Algonquin College has cancelled work placements for about 100 programs because of the ongoing faculty strike, the college confirmed Monday.
Students are upset they aren't able to learn on the job and confused about how they'll make up the experience, especially medical students whose work placements are mandatory.
The college has suspended all health program placements in clinical settings, including hospitals.
'It's a stressful position to be in... I'm expected to function as a respiratory therapist independently.' - Madeleine Poirier, Algonquin student
"That's really frustrating for all of us," said Madeleine Poirier, a third-year respiratory therapy student.
"We don't really understand why we can't go — faculty aren't directly involved. I don't think students at other colleges are being prevented from going to their placements while the strike is going on."
Poirier, 21, was supposed to spend the entire week learning at the Belleville General Hospital where she was to attend emergencies, examine patients and adjust ventilator settings.

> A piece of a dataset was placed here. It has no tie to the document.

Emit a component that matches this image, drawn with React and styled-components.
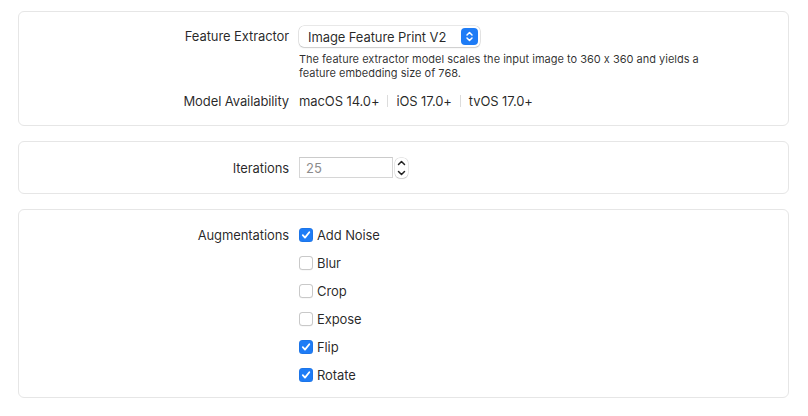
import React from "react";
import styled, { createGlobalStyle } from "styled-components";

const Global = createGlobalStyle`
  html, body { margin: 0; padding: 0; background: #ffffff; }
  body {
    font-family: Inter, "Helvetica Neue", "Liberation Sans", sans-serif;
    font-feature-settings: "calt" 0;
    color: rgba(0,0,0,0.85);
    -webkit-font-smoothing: antialiased;
  }
`;

const Page = styled.div`
  width: 808px;
  height: 416px;
  box-sizing: border-box;
  padding: 11px 19px 0 18px;
  display: flex;
  flex-direction: column;
  gap: 15px;
`;

const Card = styled.section`
  border: 1px solid #e6e6e6;
  border-radius: 6px;
  background: #fff;
  padding: ${(p) => p.$pad || "14px 0"};
  display: flex;
  flex-direction: column;
  gap: ${(p) => p.$gap || 0}px;
`;

const Row = styled.div`
  display: grid;
  grid-template-columns: 270px 1fr;
  column-gap: 10px;
  align-items: ${(p) => p.$align || "center"};
  min-height: ${(p) => p.$h || 21}px;
`;

const Label = styled.div`
  text-align: right;
  font-size: 13px;
  line-height: 16px;
  letter-spacing: -0.1px;
  color: rgba(0,0,0,0.85);
  margin-top: ${(p) => p.$top || 0}px;
`;

const Stack = styled.div`
  display: flex;
  flex-direction: column;
`;

const Popup = styled.div`
  width: 181px;
  height: 21px;
  box-sizing: border-box;
  border-radius: 5px;
  background: #fff;
  box-shadow: 0 0 0 0.5px rgba(0,0,0,0.18), 0 1px 1.5px rgba(0,0,0,0.12);
  display: flex;
  align-items: center;
  justify-content: space-between;
  padding: 0 2px 0 9px;
  font-size: 13px;
  letter-spacing: -0.1px;
`;

const PopupArrows = styled.div`
  width: 17px;
  height: 17px;
  border-radius: 4px;
  background: #1e7cf6;
  display: flex;
  align-items: center;
  justify-content: center;
`;

const Description = styled.p`
  margin: 6px 0 0;
  font-size: 11px;
  line-height: 13.5px;
  color: rgba(0,0,0,0.82);
  width: 420px;
`;

const Platforms = styled.div`
  display: flex;
  align-items: center;
  font-size: 13px;
  letter-spacing: -0.1px;
`;

const Sep = styled.span`
  width: 1px;
  height: 12px;
  background: #dcdcdc;
  margin: 0 8px;
`;

const FieldGroup = styled.div`
  display: flex;
  align-items: center;
  gap: 2px;
`;

const TextField = styled.div`
  width: 94px;
  height: 21px;
  box-sizing: border-box;
  border: 1px solid #d6d6d6;
  border-top-color: #cbcbcb;
  display: flex;
  align-items: center;
  padding-left: 6px;
  font-size: 13px;
  color: #8c8c8c;
`;

const Stepper = styled.div`
  width: 13px;
  height: 20px;
  border-radius: 5px;
  box-shadow: 0 0 0 0.5px rgba(0,0,0,0.18), 0 1px 1px rgba(0,0,0,0.1);
  display: flex;
  flex-direction: column;
  align-items: center;
  justify-content: space-around;
  background: #fff;
`;

const CheckList = styled.div`
  display: flex;
  flex-direction: column;
  gap: 8px;
`;

const CheckRow = styled.label`
  display: flex;
  align-items: center;
  gap: 4px;
  height: 20px;
  font-size: 13px;
  letter-spacing: -0.1px;
`;

const Box = styled.span`
  width: 14px;
  height: 14px;
  box-sizing: border-box;
  border-radius: 3.5px;
  display: flex;
  align-items: center;
  justify-content: center;
  background: ${(p) => (p.$on ? "#1e7cf6" : "#fff")};
  box-shadow: ${(p) =>
    p.$on
      ? "inset 0 0 0 0.5px rgba(0,0,0,0.1)"
      : "inset 0 0 0 1px #c9c9c9, 0 0.5px 0.5px rgba(0,0,0,0.06)"};
`;

const Chevrons = ({ color = "#fff" }) => (
  <svg width="9" height="13" viewBox="0 0 9 13">
    <path d="M2 5 L4.5 2.5 L7 5" fill="none" stroke={color} strokeWidth="1.5" strokeLinecap="round" strokeLinejoin="round" />
    <path d="M2 8 L4.5 10.5 L7 8" fill="none" stroke={color} strokeWidth="1.5" strokeLinecap="round" strokeLinejoin="round" />
  </svg>
);

const Chevron = ({ up }) => (
  <svg width="9" height="6" viewBox="0 0 9 6">
    <path
      d={up ? "M1.5 4.5 L4.5 1.5 L7.5 4.5" : "M1.5 1.5 L4.5 4.5 L7.5 1.5"}
      fill="none"
      stroke="#222"
      strokeWidth="1.5"
      strokeLinecap="round"
      strokeLinejoin="round"
    />
  </svg>
);

const Check = () => (
  <svg width="10" height="10" viewBox="0 0 10 10">
    <path d="M1.8 5.2 L4 7.6 L8.3 2.2" fill="none" stroke="#fff" strokeWidth="1.8" strokeLinecap="round" strokeLinejoin="round" />
  </svg>
);

const augmentations = [
  ["Add Noise", true],
  ["Blur", false],
  ["Crop", false],
  ["Expose", false],
  ["Flip", true],
  ["Rotate", true],
];

export default function App() {
  return (
    <>
      <Global />
      <Page>
        <Card $pad="14px 0 14px" $gap={10}>
          <Row $align="start">
            <Label $top={2}>Feature Extractor</Label>
            <Stack>
              <Popup>
                <span>Image Feature Print V2</span>
                <PopupArrows>
                  <Chevrons />
                </PopupArrows>
              </Popup>
              <Description>
                The feature extractor model scales the input image to 360 x 360 and yields a feature embedding size of 768.
              </Description>
            </Stack>
          </Row>
          <Row>
            <Label>Model Availability</Label>
            <Platforms>
              <span>macOS 14.0+</span>
              <Sep />
              <span>iOS 17.0+</span>
              <Sep />
              <span>tvOS 17.0+</span>
            </Platforms>
          </Row>
        </Card>
        <Card $pad="15px 0 15px">
          <Row>
            <Label>Iterations</Label>
            <FieldGroup>
              <TextField>25</TextField>
              <Stepper>
                <Chevron up />
                <Chevron />
              </Stepper>
            </FieldGroup>
          </Row>
        </Card>
        <Card $pad="15px 0 12px">
          <Row $align="start">
            <Label $top={2}>Augmentations</Label>
            <CheckList>
              {augmentations.map(([name, on]) => (
                <CheckRow key={name}>
                  <Box $on={on}>{on && <Check />}</Box>
                  <span>{name}</span>
                </CheckRow>
              ))}
            </CheckList>
          </Row>
        </Card>
      </Page>
    </>
  );
}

At first, Poirier was told by the college she would be able to go ahead with her placement because it didn't directly involve faculty members. But on Friday, that suddenly changed.
Clinical site refused to take students during strike
Poirier received an email from the college saying that one clinical site was refusing to take students if there was a strike and that Algonquin management decided to pull all students from clinical placements,
"So out of fairness they pulled all students from their clinical placement," said Poirier. "That just seems ridiculous to me."
Poirier graduates in eight months and says she needs every hour of the hands-on experience at the hospital.
"It's a stressful position to be in," said Poirier. "I'm going to be done the program around March. At that point I'm expected to function as a respiratory therapist independently."
Culinary students disappointed
Algonquin College says that some placements are going ahead. However, in addition to the clinical placements, all placements that involve faculty are halted at Ottawa, Pembroke and Perth campuses.
"It depends on the type of placement," said Algonquin College President Cheryl Jensen. "If it's a placement that does not involve faculty supervision, like a co-op term, those go on as usual. But if it's a placement that has a faculty person that's actually supervising the work — obviously we can't run those."
The programs on hold include those run on the college premises including the salon, dental clinic, and massage therapy.
Twenty-year-old culinary student Simon Nolet dreams of opening his own restaurant after graduating. Next week, as part of his program, he was supposed to start a class at the college's on-campus Restaurant International. Instead, the lights are out and the door is locked.
"It is disappointing," said Nolet. "We can't apply the theory that we're learning. We're not able to serve customers the food that we create. Not having this placement starting next week is definitely saddening for most of the students."
'It's quite disruptive'
The president of Algonquin Students' Association, Victoria Ventura, says halting work placements "throws a wrench" in students' learning.
"It's quite disruptive," she said.
Ventura said it's easier for students in theory-based courses to learn on their own during a strike and study at home. But for those in hands-on-programs that learn by doing, the cancellations are a big setback.
"It's hard to practice working in a daycare centre from home," said Ventura. "Just not having that hands on experience to hone your skills everyday. I think students are quite nervous what that's going to mean when they come back."